Scan the data below. Pull out each line where "components" occurs.
───── RECORDS FOR PROCESSING ─────
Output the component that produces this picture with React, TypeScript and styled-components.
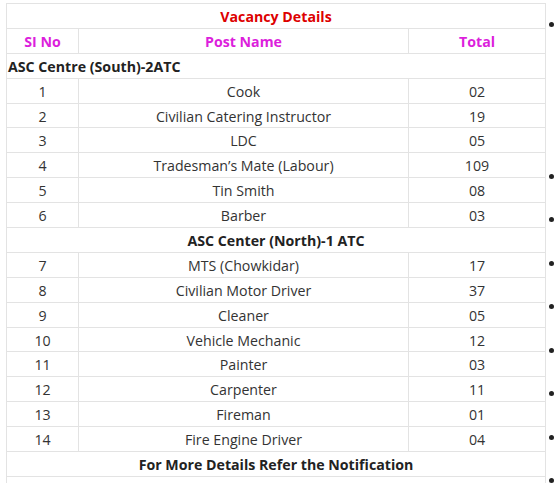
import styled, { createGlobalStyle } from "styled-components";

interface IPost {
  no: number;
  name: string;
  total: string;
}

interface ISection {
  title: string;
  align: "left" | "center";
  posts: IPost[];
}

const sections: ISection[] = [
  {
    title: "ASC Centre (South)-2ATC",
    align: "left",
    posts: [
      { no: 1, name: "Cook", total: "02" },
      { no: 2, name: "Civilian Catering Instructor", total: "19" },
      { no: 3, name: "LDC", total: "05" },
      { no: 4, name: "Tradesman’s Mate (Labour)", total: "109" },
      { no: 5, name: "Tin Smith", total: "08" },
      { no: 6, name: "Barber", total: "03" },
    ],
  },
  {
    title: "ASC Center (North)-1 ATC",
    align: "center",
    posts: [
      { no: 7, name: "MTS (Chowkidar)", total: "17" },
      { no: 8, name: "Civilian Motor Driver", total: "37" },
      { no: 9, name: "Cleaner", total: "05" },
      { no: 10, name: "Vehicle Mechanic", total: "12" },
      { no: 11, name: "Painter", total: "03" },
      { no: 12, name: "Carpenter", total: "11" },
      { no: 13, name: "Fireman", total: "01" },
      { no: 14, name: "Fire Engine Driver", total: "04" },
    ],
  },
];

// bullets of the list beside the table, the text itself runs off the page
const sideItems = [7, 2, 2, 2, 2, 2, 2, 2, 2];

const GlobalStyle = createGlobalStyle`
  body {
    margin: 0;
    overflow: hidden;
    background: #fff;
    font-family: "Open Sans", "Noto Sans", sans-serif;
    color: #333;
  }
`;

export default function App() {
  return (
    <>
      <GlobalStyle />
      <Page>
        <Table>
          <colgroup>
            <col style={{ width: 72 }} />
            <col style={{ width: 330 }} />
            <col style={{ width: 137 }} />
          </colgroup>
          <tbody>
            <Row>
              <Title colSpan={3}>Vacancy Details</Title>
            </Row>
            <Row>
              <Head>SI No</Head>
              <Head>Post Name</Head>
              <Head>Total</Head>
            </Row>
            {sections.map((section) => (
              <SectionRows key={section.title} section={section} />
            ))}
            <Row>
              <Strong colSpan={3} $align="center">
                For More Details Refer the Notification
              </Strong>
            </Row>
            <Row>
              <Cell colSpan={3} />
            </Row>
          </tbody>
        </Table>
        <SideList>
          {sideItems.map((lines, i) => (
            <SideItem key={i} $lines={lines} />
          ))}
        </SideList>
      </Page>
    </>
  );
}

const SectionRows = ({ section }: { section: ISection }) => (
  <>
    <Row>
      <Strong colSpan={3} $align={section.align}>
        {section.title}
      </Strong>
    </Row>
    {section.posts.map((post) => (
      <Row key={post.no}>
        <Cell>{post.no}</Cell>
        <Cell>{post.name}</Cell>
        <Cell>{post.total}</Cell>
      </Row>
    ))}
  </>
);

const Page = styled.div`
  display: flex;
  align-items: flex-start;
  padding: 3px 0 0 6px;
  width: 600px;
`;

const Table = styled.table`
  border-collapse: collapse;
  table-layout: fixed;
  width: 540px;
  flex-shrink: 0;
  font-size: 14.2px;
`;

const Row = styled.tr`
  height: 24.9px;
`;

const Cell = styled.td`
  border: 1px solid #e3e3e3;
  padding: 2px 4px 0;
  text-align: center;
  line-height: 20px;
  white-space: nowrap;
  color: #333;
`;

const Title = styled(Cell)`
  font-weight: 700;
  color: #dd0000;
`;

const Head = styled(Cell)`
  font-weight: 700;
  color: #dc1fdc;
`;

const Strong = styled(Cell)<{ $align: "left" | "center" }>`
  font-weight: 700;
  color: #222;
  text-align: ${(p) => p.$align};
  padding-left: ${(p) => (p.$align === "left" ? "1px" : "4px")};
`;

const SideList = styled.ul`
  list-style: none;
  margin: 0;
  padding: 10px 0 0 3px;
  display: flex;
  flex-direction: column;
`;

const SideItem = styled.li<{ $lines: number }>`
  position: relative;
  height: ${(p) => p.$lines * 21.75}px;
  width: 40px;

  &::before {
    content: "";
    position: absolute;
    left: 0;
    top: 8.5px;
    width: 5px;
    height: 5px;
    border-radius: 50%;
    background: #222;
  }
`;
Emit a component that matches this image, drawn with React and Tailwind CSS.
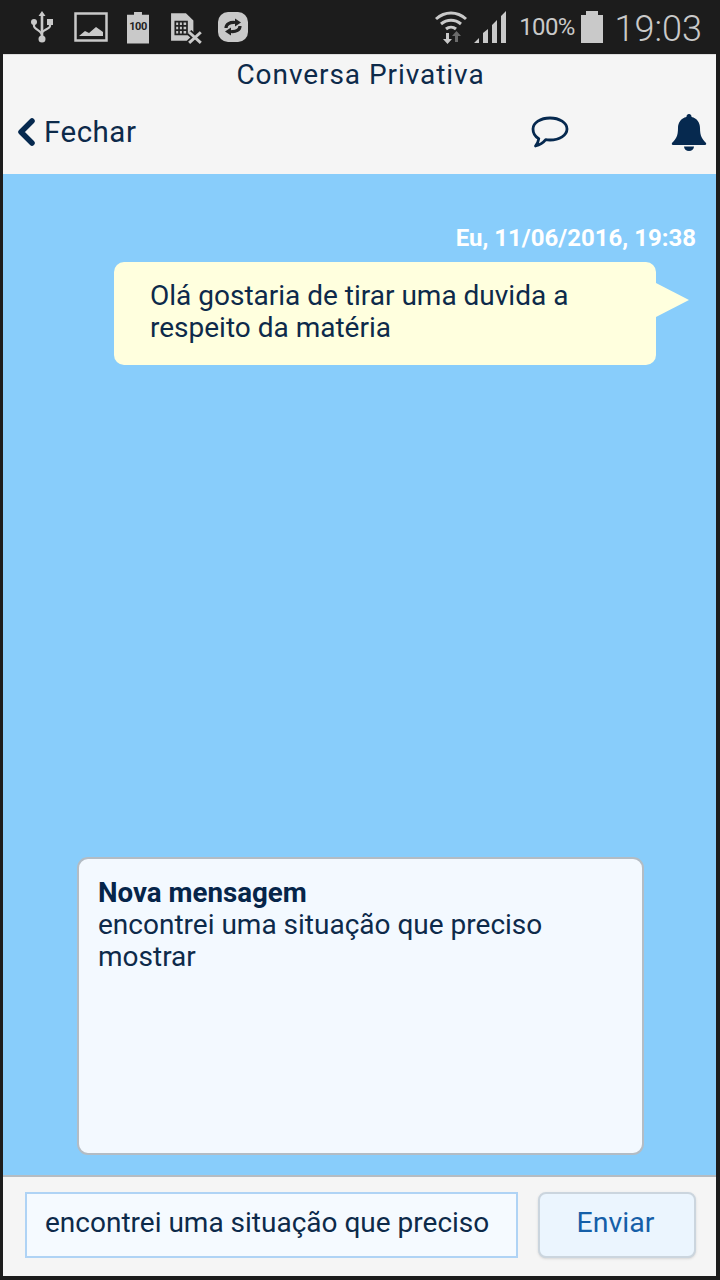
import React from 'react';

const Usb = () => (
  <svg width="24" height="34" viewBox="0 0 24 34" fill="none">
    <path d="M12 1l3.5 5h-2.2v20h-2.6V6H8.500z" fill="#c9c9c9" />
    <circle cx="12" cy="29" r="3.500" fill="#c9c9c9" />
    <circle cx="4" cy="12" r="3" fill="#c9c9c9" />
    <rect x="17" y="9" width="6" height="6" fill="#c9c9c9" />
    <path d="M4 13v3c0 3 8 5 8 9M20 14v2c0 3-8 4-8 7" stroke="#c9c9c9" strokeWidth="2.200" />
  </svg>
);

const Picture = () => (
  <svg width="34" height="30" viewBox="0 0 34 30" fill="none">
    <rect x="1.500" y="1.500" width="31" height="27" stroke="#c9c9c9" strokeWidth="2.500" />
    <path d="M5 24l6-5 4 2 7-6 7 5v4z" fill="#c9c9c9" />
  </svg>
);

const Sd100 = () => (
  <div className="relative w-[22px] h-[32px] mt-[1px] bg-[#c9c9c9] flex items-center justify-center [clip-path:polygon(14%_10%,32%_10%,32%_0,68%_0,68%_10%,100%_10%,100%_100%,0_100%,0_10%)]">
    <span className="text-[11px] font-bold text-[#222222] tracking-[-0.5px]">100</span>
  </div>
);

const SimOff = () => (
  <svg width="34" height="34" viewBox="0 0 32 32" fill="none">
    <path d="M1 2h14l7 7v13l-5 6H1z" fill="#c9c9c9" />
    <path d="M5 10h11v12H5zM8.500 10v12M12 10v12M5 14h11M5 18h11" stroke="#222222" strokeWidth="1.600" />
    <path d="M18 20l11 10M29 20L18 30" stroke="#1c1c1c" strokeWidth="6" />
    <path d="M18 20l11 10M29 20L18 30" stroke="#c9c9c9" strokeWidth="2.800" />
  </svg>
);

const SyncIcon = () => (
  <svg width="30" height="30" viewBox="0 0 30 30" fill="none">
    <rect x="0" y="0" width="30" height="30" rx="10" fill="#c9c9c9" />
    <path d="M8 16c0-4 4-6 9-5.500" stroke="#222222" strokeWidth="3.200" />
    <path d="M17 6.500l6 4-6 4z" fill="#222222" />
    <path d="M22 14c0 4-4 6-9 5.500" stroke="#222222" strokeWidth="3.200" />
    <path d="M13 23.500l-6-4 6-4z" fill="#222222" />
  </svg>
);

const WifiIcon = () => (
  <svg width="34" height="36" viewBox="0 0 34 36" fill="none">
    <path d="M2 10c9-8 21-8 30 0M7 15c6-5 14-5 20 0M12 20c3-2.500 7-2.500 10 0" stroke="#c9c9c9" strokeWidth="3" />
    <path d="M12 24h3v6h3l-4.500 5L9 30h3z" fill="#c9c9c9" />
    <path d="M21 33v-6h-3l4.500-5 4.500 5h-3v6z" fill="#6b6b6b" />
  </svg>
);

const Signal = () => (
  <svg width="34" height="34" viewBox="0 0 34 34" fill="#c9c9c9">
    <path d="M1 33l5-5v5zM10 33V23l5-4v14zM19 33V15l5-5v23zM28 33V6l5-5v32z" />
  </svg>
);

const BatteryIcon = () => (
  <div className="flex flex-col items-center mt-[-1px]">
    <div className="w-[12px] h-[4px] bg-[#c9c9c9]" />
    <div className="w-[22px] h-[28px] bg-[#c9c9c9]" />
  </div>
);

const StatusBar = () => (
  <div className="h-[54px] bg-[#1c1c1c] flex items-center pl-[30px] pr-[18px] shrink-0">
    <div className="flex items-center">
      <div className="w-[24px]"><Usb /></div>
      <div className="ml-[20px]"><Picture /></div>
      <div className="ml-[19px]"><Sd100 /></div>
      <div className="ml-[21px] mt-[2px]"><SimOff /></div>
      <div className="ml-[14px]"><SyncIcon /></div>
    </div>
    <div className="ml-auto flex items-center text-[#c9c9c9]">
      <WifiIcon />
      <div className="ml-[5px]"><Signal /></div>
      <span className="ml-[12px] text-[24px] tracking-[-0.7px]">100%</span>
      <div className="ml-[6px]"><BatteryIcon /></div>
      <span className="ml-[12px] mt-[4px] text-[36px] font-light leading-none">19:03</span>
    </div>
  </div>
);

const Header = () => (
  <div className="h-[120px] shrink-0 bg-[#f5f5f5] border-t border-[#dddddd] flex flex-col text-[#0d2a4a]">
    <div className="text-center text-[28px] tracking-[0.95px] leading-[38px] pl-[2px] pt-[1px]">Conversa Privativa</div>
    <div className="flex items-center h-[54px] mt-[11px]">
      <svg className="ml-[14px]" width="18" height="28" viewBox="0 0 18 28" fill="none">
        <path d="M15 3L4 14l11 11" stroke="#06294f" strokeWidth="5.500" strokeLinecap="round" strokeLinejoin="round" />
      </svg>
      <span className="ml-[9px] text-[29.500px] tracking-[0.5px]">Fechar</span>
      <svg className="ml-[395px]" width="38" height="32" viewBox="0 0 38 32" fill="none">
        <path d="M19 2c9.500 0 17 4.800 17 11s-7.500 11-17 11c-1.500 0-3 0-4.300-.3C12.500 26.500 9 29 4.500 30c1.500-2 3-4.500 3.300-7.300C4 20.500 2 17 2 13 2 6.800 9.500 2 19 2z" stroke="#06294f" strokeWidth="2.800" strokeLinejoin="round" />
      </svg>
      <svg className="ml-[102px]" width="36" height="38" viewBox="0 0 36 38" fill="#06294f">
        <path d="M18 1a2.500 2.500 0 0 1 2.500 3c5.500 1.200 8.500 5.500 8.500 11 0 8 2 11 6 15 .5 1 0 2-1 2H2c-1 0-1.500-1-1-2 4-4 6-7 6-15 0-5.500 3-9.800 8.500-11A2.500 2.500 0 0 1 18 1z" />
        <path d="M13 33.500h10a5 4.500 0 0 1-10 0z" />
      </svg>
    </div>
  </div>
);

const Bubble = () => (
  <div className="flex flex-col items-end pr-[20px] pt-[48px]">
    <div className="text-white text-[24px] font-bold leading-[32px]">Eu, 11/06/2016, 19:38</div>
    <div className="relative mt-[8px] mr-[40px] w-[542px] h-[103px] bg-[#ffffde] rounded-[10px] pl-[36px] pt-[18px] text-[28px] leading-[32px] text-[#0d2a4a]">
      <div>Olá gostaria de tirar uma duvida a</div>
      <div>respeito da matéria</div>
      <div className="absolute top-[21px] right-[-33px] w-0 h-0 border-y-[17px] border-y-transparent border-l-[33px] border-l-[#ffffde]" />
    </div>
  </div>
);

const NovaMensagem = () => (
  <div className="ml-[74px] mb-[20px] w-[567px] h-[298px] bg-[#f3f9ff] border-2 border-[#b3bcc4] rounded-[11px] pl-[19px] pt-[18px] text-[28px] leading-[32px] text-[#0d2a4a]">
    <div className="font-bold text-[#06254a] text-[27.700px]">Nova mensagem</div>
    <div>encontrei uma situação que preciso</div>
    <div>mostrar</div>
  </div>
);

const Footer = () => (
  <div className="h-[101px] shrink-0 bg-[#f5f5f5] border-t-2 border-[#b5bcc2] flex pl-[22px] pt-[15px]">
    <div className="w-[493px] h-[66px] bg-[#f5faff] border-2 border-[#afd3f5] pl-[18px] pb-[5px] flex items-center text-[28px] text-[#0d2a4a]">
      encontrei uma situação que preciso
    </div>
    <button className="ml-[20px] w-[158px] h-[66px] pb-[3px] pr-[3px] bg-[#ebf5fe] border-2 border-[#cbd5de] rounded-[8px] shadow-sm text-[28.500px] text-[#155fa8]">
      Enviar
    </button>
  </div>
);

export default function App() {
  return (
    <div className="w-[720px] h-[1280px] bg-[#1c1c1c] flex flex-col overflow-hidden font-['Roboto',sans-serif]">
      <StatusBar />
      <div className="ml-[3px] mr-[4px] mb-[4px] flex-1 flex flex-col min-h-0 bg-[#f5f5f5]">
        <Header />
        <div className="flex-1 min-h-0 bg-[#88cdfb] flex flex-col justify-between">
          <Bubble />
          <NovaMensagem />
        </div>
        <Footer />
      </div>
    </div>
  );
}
─────
EXERCISE SOLUTION>
Output the component that produces this picture with React, TypeScript and styled-components.
import styled, { createGlobalStyle } from "styled-components";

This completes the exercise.